--- begin ---
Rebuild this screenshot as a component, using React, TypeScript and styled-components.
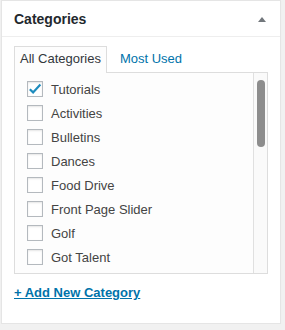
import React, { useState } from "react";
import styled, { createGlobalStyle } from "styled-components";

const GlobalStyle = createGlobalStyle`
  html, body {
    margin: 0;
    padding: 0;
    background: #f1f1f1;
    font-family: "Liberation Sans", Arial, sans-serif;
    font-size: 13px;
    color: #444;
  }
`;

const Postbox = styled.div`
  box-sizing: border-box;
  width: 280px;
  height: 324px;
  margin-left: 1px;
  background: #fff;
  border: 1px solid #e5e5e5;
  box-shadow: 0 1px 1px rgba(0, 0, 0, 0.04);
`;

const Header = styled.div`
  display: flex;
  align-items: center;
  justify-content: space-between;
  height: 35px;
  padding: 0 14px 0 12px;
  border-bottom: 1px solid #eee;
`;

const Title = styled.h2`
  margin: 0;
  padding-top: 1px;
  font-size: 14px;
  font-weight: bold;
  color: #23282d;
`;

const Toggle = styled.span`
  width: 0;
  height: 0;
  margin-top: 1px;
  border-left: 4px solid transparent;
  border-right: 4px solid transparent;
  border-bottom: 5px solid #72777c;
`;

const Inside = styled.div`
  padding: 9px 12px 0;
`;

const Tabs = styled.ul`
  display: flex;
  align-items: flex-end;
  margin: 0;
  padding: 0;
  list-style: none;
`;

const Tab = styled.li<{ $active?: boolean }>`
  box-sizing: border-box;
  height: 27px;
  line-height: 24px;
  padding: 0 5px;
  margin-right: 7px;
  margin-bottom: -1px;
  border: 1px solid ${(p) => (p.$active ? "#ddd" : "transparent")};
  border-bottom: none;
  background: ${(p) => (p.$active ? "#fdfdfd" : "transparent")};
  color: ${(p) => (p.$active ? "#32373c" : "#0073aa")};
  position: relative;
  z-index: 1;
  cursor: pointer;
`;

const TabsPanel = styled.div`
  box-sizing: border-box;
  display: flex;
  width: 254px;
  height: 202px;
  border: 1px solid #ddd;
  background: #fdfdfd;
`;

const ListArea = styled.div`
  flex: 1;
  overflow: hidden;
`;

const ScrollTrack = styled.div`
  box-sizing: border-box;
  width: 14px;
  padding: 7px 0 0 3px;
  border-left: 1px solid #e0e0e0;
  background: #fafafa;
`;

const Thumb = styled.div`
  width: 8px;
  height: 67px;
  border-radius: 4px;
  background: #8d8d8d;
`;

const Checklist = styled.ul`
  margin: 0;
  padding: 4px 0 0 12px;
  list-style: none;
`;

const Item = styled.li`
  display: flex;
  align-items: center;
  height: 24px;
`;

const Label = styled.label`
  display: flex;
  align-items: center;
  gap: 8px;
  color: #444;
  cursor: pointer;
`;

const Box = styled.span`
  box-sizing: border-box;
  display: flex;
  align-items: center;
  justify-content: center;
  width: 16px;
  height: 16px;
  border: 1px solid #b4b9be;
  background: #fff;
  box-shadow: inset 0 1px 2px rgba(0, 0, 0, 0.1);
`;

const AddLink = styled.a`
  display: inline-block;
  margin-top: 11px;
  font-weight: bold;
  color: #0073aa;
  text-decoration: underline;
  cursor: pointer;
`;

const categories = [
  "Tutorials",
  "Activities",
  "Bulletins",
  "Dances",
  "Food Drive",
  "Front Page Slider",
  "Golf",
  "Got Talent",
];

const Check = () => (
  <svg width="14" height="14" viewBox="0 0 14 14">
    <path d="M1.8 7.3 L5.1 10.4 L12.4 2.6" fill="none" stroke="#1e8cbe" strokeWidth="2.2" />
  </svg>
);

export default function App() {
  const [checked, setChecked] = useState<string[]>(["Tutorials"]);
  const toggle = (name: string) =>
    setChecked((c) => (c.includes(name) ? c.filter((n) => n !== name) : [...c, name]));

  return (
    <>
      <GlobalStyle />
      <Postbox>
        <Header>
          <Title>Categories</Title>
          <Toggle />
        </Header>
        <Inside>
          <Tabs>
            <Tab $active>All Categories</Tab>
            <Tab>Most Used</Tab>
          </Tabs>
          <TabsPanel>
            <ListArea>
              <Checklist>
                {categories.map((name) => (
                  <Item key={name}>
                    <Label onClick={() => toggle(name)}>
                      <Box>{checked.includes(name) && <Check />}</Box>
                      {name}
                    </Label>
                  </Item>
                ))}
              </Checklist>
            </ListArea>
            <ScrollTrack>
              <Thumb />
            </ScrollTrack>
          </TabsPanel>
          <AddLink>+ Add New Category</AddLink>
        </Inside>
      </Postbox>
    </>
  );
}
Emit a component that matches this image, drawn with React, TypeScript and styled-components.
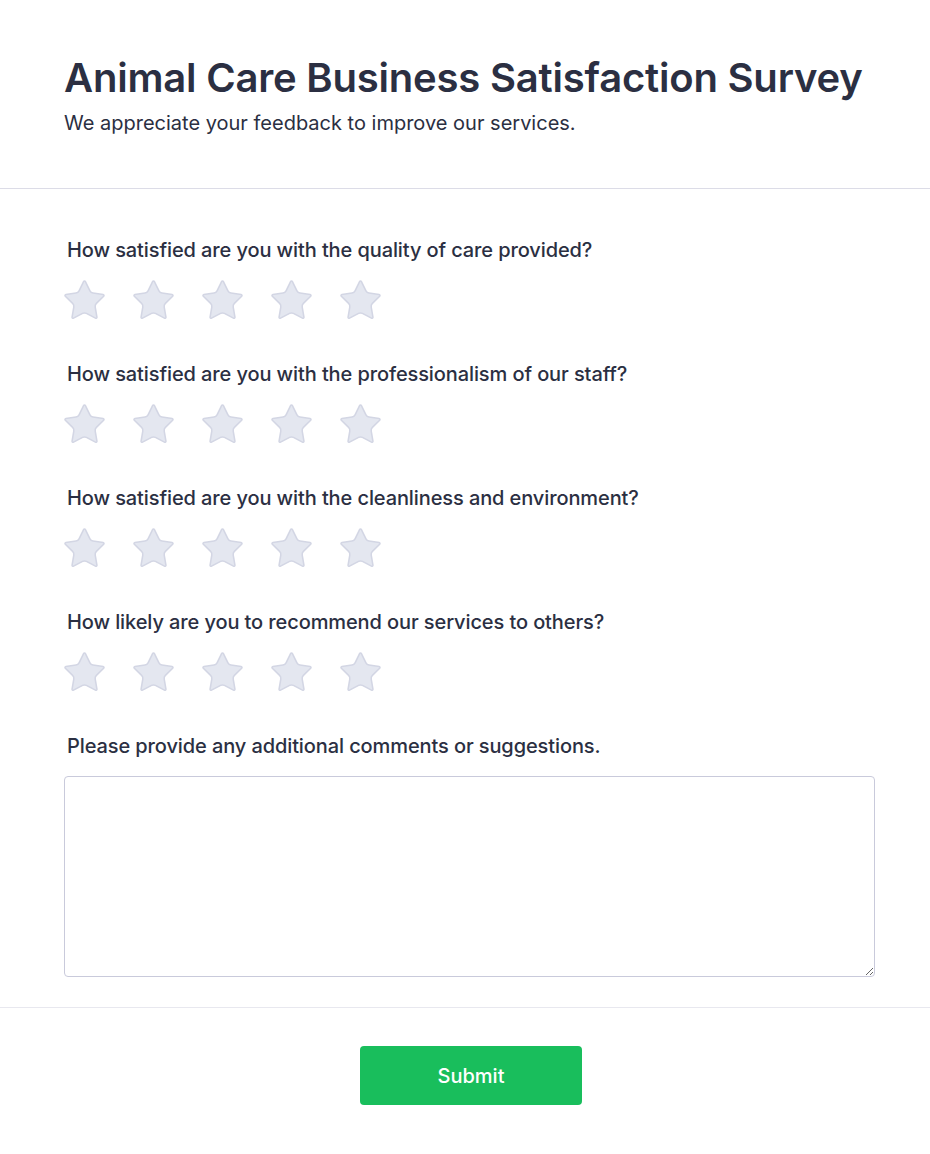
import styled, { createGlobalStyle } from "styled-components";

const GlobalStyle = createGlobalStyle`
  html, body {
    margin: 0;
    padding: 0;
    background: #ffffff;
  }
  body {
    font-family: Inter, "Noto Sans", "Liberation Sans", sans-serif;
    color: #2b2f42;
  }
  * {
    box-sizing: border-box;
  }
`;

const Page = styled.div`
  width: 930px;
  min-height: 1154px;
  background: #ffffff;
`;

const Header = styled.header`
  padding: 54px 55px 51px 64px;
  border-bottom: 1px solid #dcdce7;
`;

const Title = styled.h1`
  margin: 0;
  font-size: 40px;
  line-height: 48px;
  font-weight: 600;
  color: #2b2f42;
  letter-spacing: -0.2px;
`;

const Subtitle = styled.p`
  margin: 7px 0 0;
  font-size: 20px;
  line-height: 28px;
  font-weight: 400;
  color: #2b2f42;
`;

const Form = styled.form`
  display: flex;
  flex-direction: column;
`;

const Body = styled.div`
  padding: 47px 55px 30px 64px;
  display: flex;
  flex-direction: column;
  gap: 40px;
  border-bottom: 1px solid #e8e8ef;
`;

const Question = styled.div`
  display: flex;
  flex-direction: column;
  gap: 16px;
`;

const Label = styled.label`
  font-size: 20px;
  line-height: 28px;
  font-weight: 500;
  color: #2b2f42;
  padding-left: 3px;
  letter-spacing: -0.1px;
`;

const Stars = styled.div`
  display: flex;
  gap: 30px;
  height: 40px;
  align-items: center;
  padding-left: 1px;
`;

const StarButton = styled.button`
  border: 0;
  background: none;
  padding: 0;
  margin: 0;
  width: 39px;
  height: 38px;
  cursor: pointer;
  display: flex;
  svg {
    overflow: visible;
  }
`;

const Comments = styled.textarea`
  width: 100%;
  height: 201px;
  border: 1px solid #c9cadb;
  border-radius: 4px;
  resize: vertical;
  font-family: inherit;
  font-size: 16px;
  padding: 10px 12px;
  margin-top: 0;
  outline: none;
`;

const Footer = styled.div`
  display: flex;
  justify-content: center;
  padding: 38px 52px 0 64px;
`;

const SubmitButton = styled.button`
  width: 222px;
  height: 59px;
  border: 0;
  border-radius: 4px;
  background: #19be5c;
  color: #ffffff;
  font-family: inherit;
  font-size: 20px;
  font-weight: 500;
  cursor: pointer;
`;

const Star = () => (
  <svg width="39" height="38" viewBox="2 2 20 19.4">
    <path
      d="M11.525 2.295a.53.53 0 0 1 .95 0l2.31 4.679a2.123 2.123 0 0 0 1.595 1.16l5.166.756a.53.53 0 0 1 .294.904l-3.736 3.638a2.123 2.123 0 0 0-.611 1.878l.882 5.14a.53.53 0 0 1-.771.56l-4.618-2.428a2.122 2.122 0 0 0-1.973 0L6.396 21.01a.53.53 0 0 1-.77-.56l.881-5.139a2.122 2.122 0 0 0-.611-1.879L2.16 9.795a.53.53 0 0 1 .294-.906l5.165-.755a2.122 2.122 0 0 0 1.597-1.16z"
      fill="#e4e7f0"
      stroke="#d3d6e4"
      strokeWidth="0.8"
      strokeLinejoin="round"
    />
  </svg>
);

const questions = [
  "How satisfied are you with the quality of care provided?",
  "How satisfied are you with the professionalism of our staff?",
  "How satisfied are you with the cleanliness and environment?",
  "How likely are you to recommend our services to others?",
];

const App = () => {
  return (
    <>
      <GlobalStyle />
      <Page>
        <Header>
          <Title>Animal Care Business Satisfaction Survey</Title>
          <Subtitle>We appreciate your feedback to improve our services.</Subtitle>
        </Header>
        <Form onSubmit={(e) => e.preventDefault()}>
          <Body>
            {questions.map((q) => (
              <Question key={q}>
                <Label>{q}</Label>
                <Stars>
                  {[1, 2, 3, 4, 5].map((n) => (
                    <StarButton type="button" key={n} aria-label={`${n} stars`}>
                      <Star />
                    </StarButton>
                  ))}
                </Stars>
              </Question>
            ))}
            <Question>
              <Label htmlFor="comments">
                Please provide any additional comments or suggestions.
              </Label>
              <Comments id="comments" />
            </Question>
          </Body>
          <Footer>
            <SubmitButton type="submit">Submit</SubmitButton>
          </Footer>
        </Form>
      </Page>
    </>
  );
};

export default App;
--- end ---
EXERCISE DESCRIPTION:
Search the entries for the word "this", then list each line that holds it.

REPLY TO THE EXERCISE:
Rebuild this screenshot as a component, using React, TypeScript and styled-components.
Emit a component that matches this image, drawn with React, TypeScript and styled-components.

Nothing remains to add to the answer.